■ **Your instructions**
Return the material word for word. Do not include the pictures.

■ **Supplied information**
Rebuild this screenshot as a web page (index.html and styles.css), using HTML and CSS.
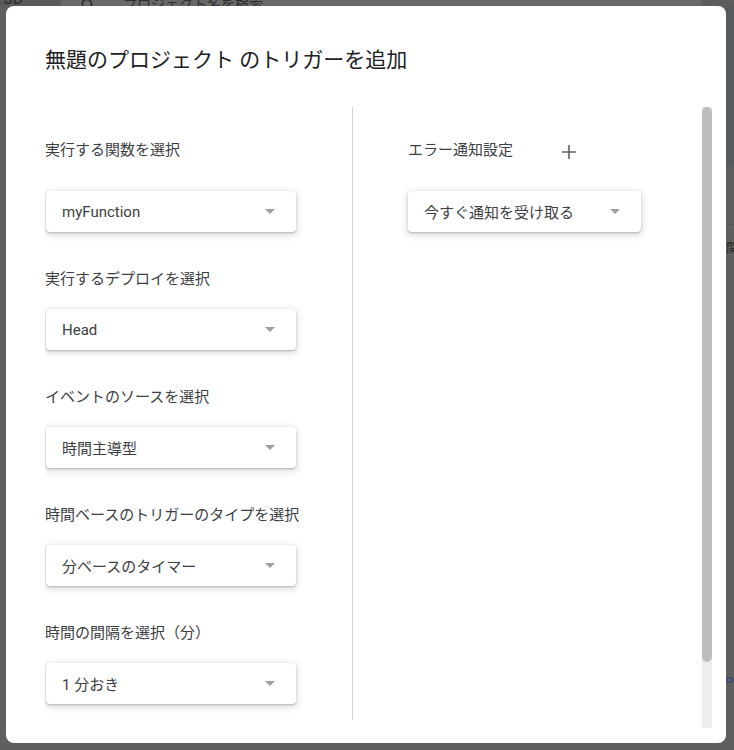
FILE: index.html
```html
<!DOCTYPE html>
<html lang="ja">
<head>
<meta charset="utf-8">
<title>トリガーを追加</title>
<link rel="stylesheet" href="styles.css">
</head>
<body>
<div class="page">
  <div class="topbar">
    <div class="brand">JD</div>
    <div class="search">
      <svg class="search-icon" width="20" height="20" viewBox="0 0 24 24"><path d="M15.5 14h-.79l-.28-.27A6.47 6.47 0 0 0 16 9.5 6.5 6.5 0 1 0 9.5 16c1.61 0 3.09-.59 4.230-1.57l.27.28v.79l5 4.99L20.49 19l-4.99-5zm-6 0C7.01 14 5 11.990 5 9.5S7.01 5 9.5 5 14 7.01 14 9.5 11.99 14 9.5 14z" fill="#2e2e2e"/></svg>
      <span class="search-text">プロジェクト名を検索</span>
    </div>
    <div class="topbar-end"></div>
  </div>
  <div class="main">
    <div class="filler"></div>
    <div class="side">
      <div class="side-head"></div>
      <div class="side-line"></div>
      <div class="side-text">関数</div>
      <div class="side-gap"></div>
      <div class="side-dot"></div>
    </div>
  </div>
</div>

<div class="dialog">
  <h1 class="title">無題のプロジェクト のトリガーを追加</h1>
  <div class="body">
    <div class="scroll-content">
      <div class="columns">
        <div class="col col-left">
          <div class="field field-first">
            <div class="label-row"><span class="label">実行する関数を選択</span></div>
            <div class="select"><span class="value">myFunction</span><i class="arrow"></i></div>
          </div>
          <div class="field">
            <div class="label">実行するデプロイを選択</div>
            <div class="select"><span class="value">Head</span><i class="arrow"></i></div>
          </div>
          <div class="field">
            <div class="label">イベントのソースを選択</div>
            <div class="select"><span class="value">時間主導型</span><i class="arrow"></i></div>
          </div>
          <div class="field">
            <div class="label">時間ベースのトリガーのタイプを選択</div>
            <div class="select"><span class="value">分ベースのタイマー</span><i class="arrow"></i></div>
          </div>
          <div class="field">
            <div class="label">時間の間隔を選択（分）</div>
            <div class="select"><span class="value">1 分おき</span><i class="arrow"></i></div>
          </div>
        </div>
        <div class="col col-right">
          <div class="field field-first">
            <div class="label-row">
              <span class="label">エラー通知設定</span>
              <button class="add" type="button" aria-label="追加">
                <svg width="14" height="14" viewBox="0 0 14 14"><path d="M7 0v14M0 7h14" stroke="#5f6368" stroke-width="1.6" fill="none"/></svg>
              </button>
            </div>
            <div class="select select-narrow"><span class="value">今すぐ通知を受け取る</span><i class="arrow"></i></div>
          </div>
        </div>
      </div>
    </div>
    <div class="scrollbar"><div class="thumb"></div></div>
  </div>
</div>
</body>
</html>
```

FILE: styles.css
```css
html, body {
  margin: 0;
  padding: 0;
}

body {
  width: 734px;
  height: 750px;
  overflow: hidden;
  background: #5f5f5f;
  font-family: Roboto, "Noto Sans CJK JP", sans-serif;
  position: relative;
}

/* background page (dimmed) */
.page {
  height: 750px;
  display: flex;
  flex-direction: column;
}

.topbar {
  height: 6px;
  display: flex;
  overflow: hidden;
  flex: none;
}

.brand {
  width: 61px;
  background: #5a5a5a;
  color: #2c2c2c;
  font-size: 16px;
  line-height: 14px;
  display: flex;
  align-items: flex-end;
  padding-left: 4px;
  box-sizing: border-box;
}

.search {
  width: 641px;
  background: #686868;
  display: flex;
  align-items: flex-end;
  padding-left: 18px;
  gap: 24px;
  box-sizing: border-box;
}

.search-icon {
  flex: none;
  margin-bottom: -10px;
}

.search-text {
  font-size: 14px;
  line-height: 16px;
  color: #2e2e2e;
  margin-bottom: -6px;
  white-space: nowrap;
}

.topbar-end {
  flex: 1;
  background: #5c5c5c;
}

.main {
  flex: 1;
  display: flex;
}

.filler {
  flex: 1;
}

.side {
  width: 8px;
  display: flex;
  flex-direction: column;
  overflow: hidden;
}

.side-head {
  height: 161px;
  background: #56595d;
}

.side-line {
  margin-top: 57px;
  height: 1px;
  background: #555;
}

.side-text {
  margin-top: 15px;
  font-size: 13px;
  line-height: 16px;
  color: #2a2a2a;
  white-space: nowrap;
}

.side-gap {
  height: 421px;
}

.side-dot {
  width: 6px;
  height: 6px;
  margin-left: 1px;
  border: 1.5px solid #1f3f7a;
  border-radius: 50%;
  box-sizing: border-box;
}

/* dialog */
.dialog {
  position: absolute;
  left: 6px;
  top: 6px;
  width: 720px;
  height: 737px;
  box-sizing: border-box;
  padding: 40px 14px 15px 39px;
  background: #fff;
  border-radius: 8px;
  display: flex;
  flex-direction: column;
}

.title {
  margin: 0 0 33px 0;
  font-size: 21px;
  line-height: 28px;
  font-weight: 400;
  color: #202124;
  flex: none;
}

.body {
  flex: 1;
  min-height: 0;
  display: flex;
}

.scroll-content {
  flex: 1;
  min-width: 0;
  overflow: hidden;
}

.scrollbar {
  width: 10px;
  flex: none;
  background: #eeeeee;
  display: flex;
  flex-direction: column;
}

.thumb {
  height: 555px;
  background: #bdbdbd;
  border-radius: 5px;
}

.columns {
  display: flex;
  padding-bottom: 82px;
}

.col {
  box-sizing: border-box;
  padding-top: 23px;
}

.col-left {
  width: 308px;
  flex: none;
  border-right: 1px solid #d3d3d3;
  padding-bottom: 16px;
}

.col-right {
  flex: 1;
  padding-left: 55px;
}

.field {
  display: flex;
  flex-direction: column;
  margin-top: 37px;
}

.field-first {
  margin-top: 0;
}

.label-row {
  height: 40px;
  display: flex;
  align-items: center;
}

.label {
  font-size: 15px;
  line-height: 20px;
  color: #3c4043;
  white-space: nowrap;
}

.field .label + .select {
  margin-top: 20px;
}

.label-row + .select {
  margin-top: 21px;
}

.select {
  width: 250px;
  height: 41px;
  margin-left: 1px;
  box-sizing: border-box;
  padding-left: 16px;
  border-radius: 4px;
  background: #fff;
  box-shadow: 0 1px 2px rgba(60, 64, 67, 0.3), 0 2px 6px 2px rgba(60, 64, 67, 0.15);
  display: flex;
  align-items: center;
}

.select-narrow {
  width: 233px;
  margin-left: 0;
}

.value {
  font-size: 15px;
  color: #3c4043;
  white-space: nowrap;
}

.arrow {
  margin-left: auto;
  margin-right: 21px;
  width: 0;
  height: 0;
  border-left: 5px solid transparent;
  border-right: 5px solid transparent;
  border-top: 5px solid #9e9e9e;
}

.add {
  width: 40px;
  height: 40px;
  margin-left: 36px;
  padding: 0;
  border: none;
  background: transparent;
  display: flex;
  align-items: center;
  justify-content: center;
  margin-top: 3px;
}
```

■ **Solution to this exercise**
Rebuild this screenshot as a web page (index.html and styles.css), using HTML and CSS.
FILE: index.html
```html
<!DOCTYPE html>
<html lang="ja">
<head>
<meta charset="utf-8">
<title>トリガーを追加</title>
<link rel="stylesheet" href="styles.css">
</head>
<body>
<div class="page">
  <div class="topbar">
    <div class="brand">JD</div>
    <div class="search">
      <svg class="search-icon" width="20" height="20" viewBox="0 0 24 24"><path d="M15.5 14h-.79l-.28-.27A6.47 6.47 0 0 0 16 9.5 6.5 6.5 0 1 0 9.5 16c1.61 0 3.09-.59 4.230-1.57l.27.28v.79l5 4.99L20.49 19l-4.99-5zm-6 0C7.01 14 5 11.990 5 9.5S7.01 5 9.5 5 14 7.01 14 9.5 11.99 14 9.5 14z" fill="#2e2e2e"/></svg>
      <span class="search-text">プロジェクト名を検索</span>
    </div>
    <div class="topbar-end"></div>
  </div>
  <div class="main">
    <div class="filler"></div>
    <div class="side">
      <div class="side-head"></div>
      <div class="side-line"></div>
      <div class="side-text">関数</div>
      <div class="side-gap"></div>
      <div class="side-dot"></div>
    </div>
  </div>
</div>

<div class="dialog">
  <h1 class="title">無題のプロジェクト のトリガーを追加</h1>
  <div class="body">
    <div class="scroll-content">
      <div class="columns">
        <div class="col col-left">
          <div class="field field-first">
            <div class="label-row"><span class="label">実行する関数を選択</span></div>
            <div class="select"><span class="value">myFunction</span><i class="arrow"></i></div>
          </div>
          <div class="field">
            <div class="label">実行するデプロイを選択</div>
            <div class="select"><span class="value">Head</span><i class="arrow"></i></div>
          </div>
          <div class="field">
            <div class="label">イベントのソースを選択</div>
            <div class="select"><span class="value">時間主導型</span><i class="arrow"></i></div>
          </div>
          <div class="field">
            <div class="label">時間ベースのトリガーのタイプを選択</div>
            <div class="select"><span class="value">分ベースのタイマー</span><i class="arrow"></i></div>
          </div>
          <div class="field">
            <div class="label">時間の間隔を選択（分）</div>
            <div class="select"><span class="value">1 分おき</span><i class="arrow"></i></div>
          </div>
        </div>
        <div class="col col-right">
          <div class="field field-first">
            <div class="label-row">
              <span class="label">エラー通知設定</span>
              <button class="add" type="button" aria-label="追加">
                <svg width="14" height="14" viewBox="0 0 14 14"><path d="M7 0v14M0 7h14" stroke="#5f6368" stroke-width="1.6" fill="none"/></svg>
              </button>
            </div>
            <div class="select select-narrow"><span class="value">今すぐ通知を受け取る</span><i class="arrow"></i></div>
          </div>
        </div>
      </div>
    </div>
    <div class="scrollbar"><div class="thumb"></div></div>
  </div>
</div>
</body>
</html>
```

FILE: styles.css
```css
html, body {
  margin: 0;
  padding: 0;
}

body {
  width: 734px;
  height: 750px;
  overflow: hidden;
  background: #5f5f5f;
  font-family: Roboto, "Noto Sans CJK JP", sans-serif;
  position: relative;
}

/* background page (dimmed) */
.page {
  height: 750px;
  display: flex;
  flex-direction: column;
}

.topbar {
  height: 6px;
  display: flex;
  overflow: hidden;
  flex: none;
}

.brand {
  width: 61px;
  background: #5a5a5a;
  color: #2c2c2c;
  font-size: 16px;
  line-height: 14px;
  display: flex;
  align-items: flex-end;
  padding-left: 4px;
  box-sizing: border-box;
}

.search {
  width: 641px;
  background: #686868;
  display: flex;
  align-items: flex-end;
  padding-left: 18px;
  gap: 24px;
  box-sizing: border-box;
}

.search-icon {
  flex: none;
  margin-bottom: -10px;
}

.search-text {
  font-size: 14px;
  line-height: 16px;
  color: #2e2e2e;
  margin-bottom: -6px;
  white-space: nowrap;
}

.topbar-end {
  flex: 1;
  background: #5c5c5c;
}

.main {
  flex: 1;
  display: flex;
}

.filler {
  flex: 1;
}

.side {
  width: 8px;
  display: flex;
  flex-direction: column;
  overflow: hidden;
}

.side-head {
  height: 161px;
  background: #56595d;
}

.side-line {
  margin-top: 57px;
  height: 1px;
  background: #555;
}

.side-text {
  margin-top: 15px;
  font-size: 13px;
  line-height: 16px;
  color: #2a2a2a;
  white-space: nowrap;
}

.side-gap {
  height: 421px;
}

.side-dot {
  width: 6px;
  height: 6px;
  margin-left: 1px;
  border: 1.5px solid #1f3f7a;
  border-radius: 50%;
  box-sizing: border-box;
}

/* dialog */
.dialog {
  position: absolute;
  left: 6px;
  top: 6px;
  width: 720px;
  height: 737px;
  box-sizing: border-box;
  padding: 40px 14px 15px 39px;
  background: #fff;
  border-radius: 8px;
  display: flex;
  flex-direction: column;
}

.title {
  margin: 0 0 33px 0;
  font-size: 21px;
  line-height: 28px;
  font-weight: 400;
  color: #202124;
  flex: none;
}

.body {
  flex: 1;
  min-height: 0;
  display: flex;
}

.scroll-content {
  flex: 1;
  min-width: 0;
  overflow: hidden;
}

.scrollbar {
  width: 10px;
  flex: none;
  background: #eeeeee;
  display: flex;
  flex-direction: column;
}

.thumb {
  height: 555px;
  background: #bdbdbd;
  border-radius: 5px;
}

.columns {
  display: flex;
  padding-bottom: 82px;
}

.col {
  box-sizing: border-box;
  padding-top: 23px;
}

.col-left {
  width: 308px;
  flex: none;
  border-right: 1px solid #d3d3d3;
  padding-bottom: 16px;
}

.col-right {
  flex: 1;
  padding-left: 55px;
}

.field {
  display: flex;
  flex-direction: column;
  margin-top: 37px;
}

.field-first {
  margin-top: 0;
}

.label-row {
  height: 40px;
  display: flex;
  align-items: center;
}

.label {
  font-size: 15px;
  line-height: 20px;
  color: #3c4043;
  white-space: nowrap;
}

.field .label + .select {
  margin-top: 20px;
}

.label-row + .select {
  margin-top: 21px;
}

.select {
  width: 250px;
  height: 41px;
  margin-left: 1px;
  box-sizing: border-box;
  padding-left: 16px;
  border-radius: 4px;
  background: #fff;
  box-shadow: 0 1px 2px rgba(60, 64, 67, 0.3), 0 2px 6px 2px rgba(60, 64, 67, 0.15);
  display: flex;
  align-items: center;
}

.select-narrow {
  width: 233px;
  margin-left: 0;
}

.value {
  font-size: 15px;
  color: #3c4043;
  white-space: nowrap;
}

.arrow {
  margin-left: auto;
  margin-right: 21px;
  width: 0;
  height: 0;
  border-left: 5px solid transparent;
  border-right: 5px solid transparent;
  border-top: 5px solid #9e9e9e;
}

.add {
  width: 40px;
  height: 40px;
  margin-left: 36px;
  padding: 0;
  border: none;
  background: transparent;
  display: flex;
  align-items: center;
  justify-content: center;
  margin-top: 3px;
}
```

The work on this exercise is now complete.